(Rows from a dataset of pages and code)
──────

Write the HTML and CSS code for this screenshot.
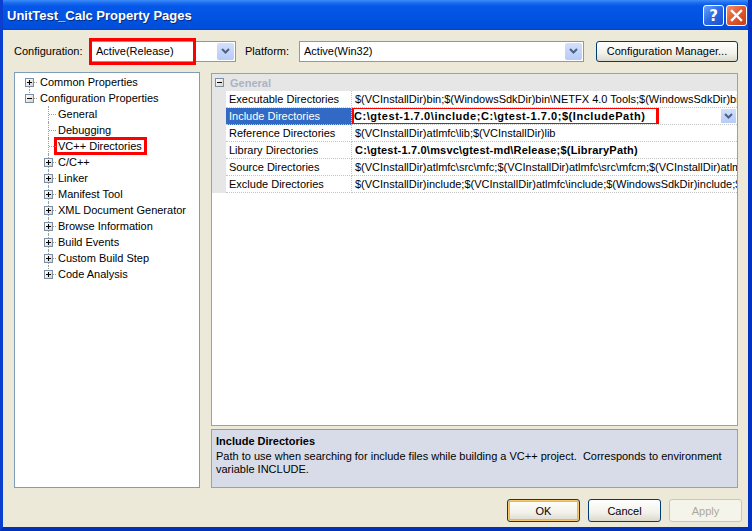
FILE: index.html
```html
<!DOCTYPE html>
<html>
<head>
<meta charset="utf-8">
<link rel="stylesheet" href="styles.css">
</head>
<body>
<div class="window">
  <div class="titlebar">
    <span class="title">UnitTest_Calc Property Pages</span>
    <div class="tbtns">
      <span class="tbtn help">?</span>
      <span class="tbtn close"><svg width="13" height="13" viewBox="0 0 13 13"><path d="M2 2 L11 11 M11 2 L2 11" stroke="#fff" stroke-width="2.4" stroke-linecap="square"/></svg></span>
    </div>
  </div>
  <div class="client">
    <div class="configrow">
      <span class="lbl cfg-lbl">Configuration:</span>
      <div class="combo combo-cfg">
        <span class="combo-text">Active(Release)</span>
        <span class="dd"><svg width="9" height="6" viewBox="0 0 9 6"><path d="M1 1 L4.5 4.5 L8 1" fill="none" stroke="#4D6185" stroke-width="2"/></svg></span>
        <span class="redbox rb-cfg"></span>
      </div>
      <span class="lbl plat-lbl">Platform:</span>
      <div class="combo combo-plat">
        <span class="combo-text">Active(Win32)</span>
        <span class="dd"><svg width="9" height="6" viewBox="0 0 9 6"><path d="M1 1 L4.5 4.5 L8 1" fill="none" stroke="#4D6185" stroke-width="2"/></svg></span>
      </div>
      <button class="btn cfgmgr">Configuration Manager...</button>
    </div>
    <div class="main">
      <div class="tree">
        <div class="trow l0"><span class="cell vbot"><span class="xbox plus"></span></span><span class="ttext">Common Properties</span></div>
        <div class="trow l0"><span class="cell vtop"><span class="xbox minus"></span></span><span class="ttext">Configuration Properties</span></div>
        <div class="trow l1"><span class="cell vfull"></span><span class="ttext">General</span></div>
        <div class="trow l1"><span class="cell vfull"></span><span class="ttext">Debugging</span></div>
        <div class="trow l1"><span class="cell vfull"></span><span class="ttext sel">VC++ Directories</span></div>
        <div class="trow l1"><span class="cell vfull"><span class="xbox plus"></span></span><span class="ttext">C/C++</span></div>
        <div class="trow l1"><span class="cell vfull"><span class="xbox plus"></span></span><span class="ttext">Linker</span></div>
        <div class="trow l1"><span class="cell vfull"><span class="xbox plus"></span></span><span class="ttext">Manifest Tool</span></div>
        <div class="trow l1"><span class="cell vfull"><span class="xbox plus"></span></span><span class="ttext">XML Document Generator</span></div>
        <div class="trow l1"><span class="cell vfull"><span class="xbox plus"></span></span><span class="ttext">Browse Information</span></div>
        <div class="trow l1"><span class="cell vfull"><span class="xbox plus"></span></span><span class="ttext">Build Events</span></div>
        <div class="trow l1"><span class="cell vfull"><span class="xbox plus"></span></span><span class="ttext">Custom Build Step</span></div>
        <div class="trow l1"><span class="cell vtop"><span class="xbox plus"></span></span><span class="ttext">Code Analysis</span></div>
      </div>
      <div class="right">
        <div class="grid">
          <div class="grow cat">
            <span class="gut"><span class="xbox minus catbox"></span></span>
            <span class="catname">General</span>
          </div>
          <div class="grow"><span class="gut"></span><span class="gl">Executable Directories</span><span class="gv">$(VCInstallDir)bin;$(WindowsSdkDir)bin\NETFX 4.0 Tools;$(WindowsSdkDir)bin;$(VSInstallDir)Common7\Tools\bin</span></div>
          <div class="grow"><span class="gut"></span><span class="gl selrow">Include Directories</span><span class="gv bold"><span class="redval">C:\gtest-1.7.0\include;C:\gtest-1.7.0;$(IncludePath)</span><span class="gdd"><svg width="9" height="6" viewBox="0 0 9 6"><path d="M1 1 L4.5 4.5 L8 1" fill="none" stroke="#4D6185" stroke-width="2"/></svg></span></span></div>
          <div class="grow"><span class="gut"></span><span class="gl">Reference Directories</span><span class="gv">$(VCInstallDir)atlmfc\lib;$(VCInstallDir)lib</span></div>
          <div class="grow"><span class="gut"></span><span class="gl">Library Directories</span><span class="gv bold lib">C:\gtest-1.7.0\msvc\gtest-md\Release;$(LibraryPath)</span></div>
          <div class="grow"><span class="gut"></span><span class="gl">Source Directories</span><span class="gv">$(VCInstallDir)atlmfc\src\mfc;$(VCInstallDir)atlmfc\src\mfcm;$(VCInstallDir)atlmfc\src\atl;$(VCInstallDir)crt\src</span></div>
          <div class="grow"><span class="gut"></span><span class="gl">Exclude Directories</span><span class="gv">$(VCInstallDir)include;$(VCInstallDir)atlmfc\include;$(WindowsSdkDir)include;$(FrameworkSDKDir)\include</span></div>
          <div class="gfill"><span class="gut"></span></div>
        </div>
        <div class="desc">
          <div class="dtitle">Include Directories</div>
          <div class="dtext">Path to use when searching for include files while building a VC++ project.&nbsp; Corresponds to environment<br>variable INCLUDE.</div>
        </div>
      </div>
    </div>
    <div class="buttons">
      <button class="btn dlg default">OK</button>
      <button class="btn dlg">Cancel</button>
      <button class="btn dlg disabled">Apply</button>
    </div>
  </div>
</div>
</body>
</html>
```
FILE: styles.css
```css
* { box-sizing: border-box; }
html, body { margin: 0; padding: 0; }
body { width: 752px; height: 531px; overflow: hidden; font-family: "Liberation Sans", Arial, sans-serif; font-size: 11px; color: #000; }

.window { width: 752px; height: 531px; display: flex; flex-direction: column; background: #0046D5; border-left: 3px solid #0A3FD0; border-right: 4px solid #0031C0; border-bottom: 4px solid #0031B8; }

.titlebar { height: 30px; display: flex; align-items: center; justify-content: space-between; padding-left: 4px; padding-right: 1px;
  background: linear-gradient(to bottom, #3C8CF8 0px, #1A6BF0 3px, #0558E8 6px, #0052E0 20px, #004EDA 28px, #0045CC 30px); }
.title { color: #fff; font-weight: bold; font-family: "Liberation Sans", Arial, sans-serif; font-size: 13px; text-shadow: 1px 1px 0 #0A2A80; }
.tbtns { display: flex; gap: 2px; padding-top: 1px; }
.tbtn { width: 21px; height: 21px; border: 1px solid #fff; border-radius: 3px; display: flex; align-items: center; justify-content: center; color: #fff; font-weight: bold; font-size: 15px; font-family: "DejaVu Sans", sans-serif; }
.help { background: linear-gradient(135deg, #6CA2F8 0%, #2B68E6 50%, #1A4FD0 100%); }
.close { background: linear-gradient(135deg, #F0916A 0%, #E2582E 50%, #C63D14 100%); }

.client { flex: 1; background: #ECE9D8; display: flex; flex-direction: column; padding: 10px 10px 0 11px; }

.configrow { display: flex; align-items: center; height: 22px; position: relative; }
.lbl { white-space: nowrap; }
.cfg-lbl { width: 77px; }
.combo { position: relative; height: 21px; background: #fff; border: 1px solid #7F9DB9; display: flex; align-items: center; }
.combo-text { padding-left: 4px; flex: 1; white-space: nowrap; }
.combo-cfg { width: 145px; }
.plat-lbl { margin-left: 9px; width: 54px; }
.combo-plat { width: 285px; }
.dd { width: 17px; height: 17px; margin-right: 1px; background: linear-gradient(#D4E0FB, #B6CBF7); border-radius: 2px; display: flex; align-items: center; justify-content: center; }
.redbox { position: absolute; border: 3px solid #FF0000; pointer-events: none; }
.rb-cfg { left: -3px; top: -4px; width: 107px; height: 27px; }
.btn { font-family: "Liberation Sans", Arial, sans-serif; font-size: 11px; color: #000; background: linear-gradient(#FFFFFF, #F2F1EA 60%, #DCD9CC); border: 1px solid #003C74; border-radius: 3px; padding: 0; }
.cfgmgr { margin-left: 12px; width: 142px; height: 21px; }

.main { display: flex; gap: 11px; margin-top: 10px; height: 416px; }
.tree { width: 186px; background: #fff; border: 1px solid #7F9DB9; padding: 1px 0 0 6px; }
.trow { height: 16px; display: flex; align-items: center; }
.trow.l1 { padding-left: 19px; }
.cell { width: 16px; height: 16px; position: relative; flex: none; }
.cell::before { content: ""; position: absolute; left: 8px; border-left: 1px dotted #A0A0A0; }
.cell::after { content: ""; position: absolute; left: 9px; top: 8px; width: 7px; border-top: 1px dotted #A0A0A0; }
.vfull::before { top: 0; height: 16px; }
.vtop::before { top: 0; height: 9px; }
.vbot::before { top: 8px; height: 8px; }
.xbox { position: absolute; left: 4px; top: 4px; width: 9px; height: 9px; border: 1px solid #7A8EA6; background: linear-gradient(135deg, #fff, #D8D4C6); z-index: 1; }
.xbox::before { content: ""; position: absolute; left: 1px; top: 3px; width: 5px; height: 1px; background: #000; }
.xbox.plus::after { content: ""; position: absolute; left: 3px; top: 1px; width: 1px; height: 5px; background: #000; }
.ttext { padding-left: 3px; white-space: nowrap; }
.l1 .ttext { padding-left: 2px; }
.ttext.sel { outline: 3px solid #FF0000; outline-offset: 0px; padding-right: 2px; margin-left: 1px; padding-left: 1px; }

.right { width: 527px; display: flex; flex-direction: column; }
.grid { height: 353px; background: #fff; border: 1px solid #A0A0A0; margin-top: 1px; display: flex; flex-direction: column; overflow: hidden; }
.grow { display: flex; height: 17px; flex: none; }
.gut { width: 14px; flex: none; background: #E6E6E6; position: relative; align-self: stretch; }
.cat { background: #E6E6E6; align-items: center; height: 17px; }
.catbox { left: 3px; top: 4px; }
.catname { padding-left: 4px; font-weight: bold; color: #A9B3C6; }
.gl { width: 126px; flex: none; padding-left: 3px; line-height: 16px; border-bottom: 1px dotted #C4C4C4; border-right: 1px dotted #C4C4C4; white-space: nowrap; overflow: hidden; }
.gl.selrow { background: #316AC5; color: #fff; }
.gv { flex: 1; padding-left: 3px; line-height: 16px; border-bottom: 1px dotted #C4C4C4; white-space: nowrap; overflow: hidden; position: relative; }
.gv.bold { font-weight: bold; font-size: 11px; letter-spacing: 0.55px; }
.gv.lib { letter-spacing: 0.2px; }
.redval { outline: 3px solid #FF0000; outline-offset: -1px; padding: 0 12px 0 1px; margin-left: -2px; display: inline-block; line-height: 16px; }
.gdd { position: absolute; right: 1px; top: 1px; width: 15px; height: 14px; background: linear-gradient(#D4E0FB, #B6CBF7); display: flex; align-items: center; justify-content: center; }
.gfill { flex: 1; display: flex; }
.gfill .gut { background: #fff; }

.desc { flex: 1; margin-top: 3px; background: #D8DCE8; border: 1px solid #A0A0A0; border-top: 1px solid #999; padding: 4px 4px 0 4px; }
.dtitle { font-weight: bold; line-height: 14px; }
.dtext { line-height: 13px; margin-top: 2px; }

.buttons { display: flex; justify-content: flex-end; gap: 8px; padding-top: 11px; margin-right: -4px; }
.dlg { width: 73px; height: 23px; }
.default { box-shadow: inset 0 0 0 1px #F8C86C, inset 0 0 0 2px #F5B440; }
.disabled { color: #ACA899; border-color: #C9C7BA; background: #F5F4EA; }
```
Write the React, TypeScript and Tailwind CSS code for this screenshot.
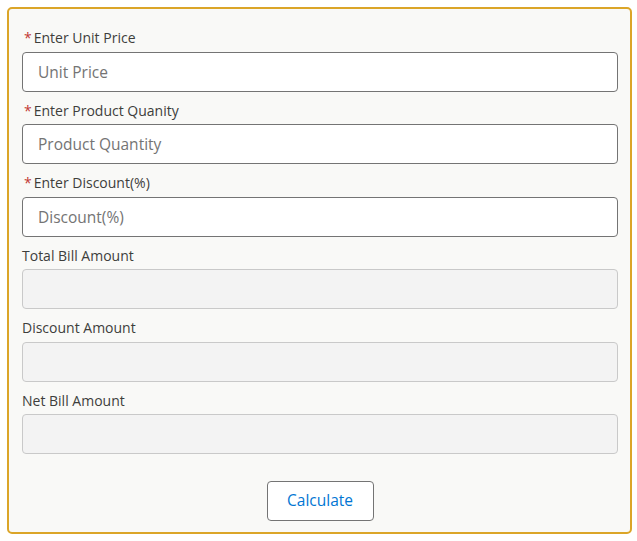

──────

Copy every line of the material in which the word "screenshot" occurs.

Write the HTML and CSS code for this screenshot.
Write the React, TypeScript and Tailwind CSS code for this screenshot.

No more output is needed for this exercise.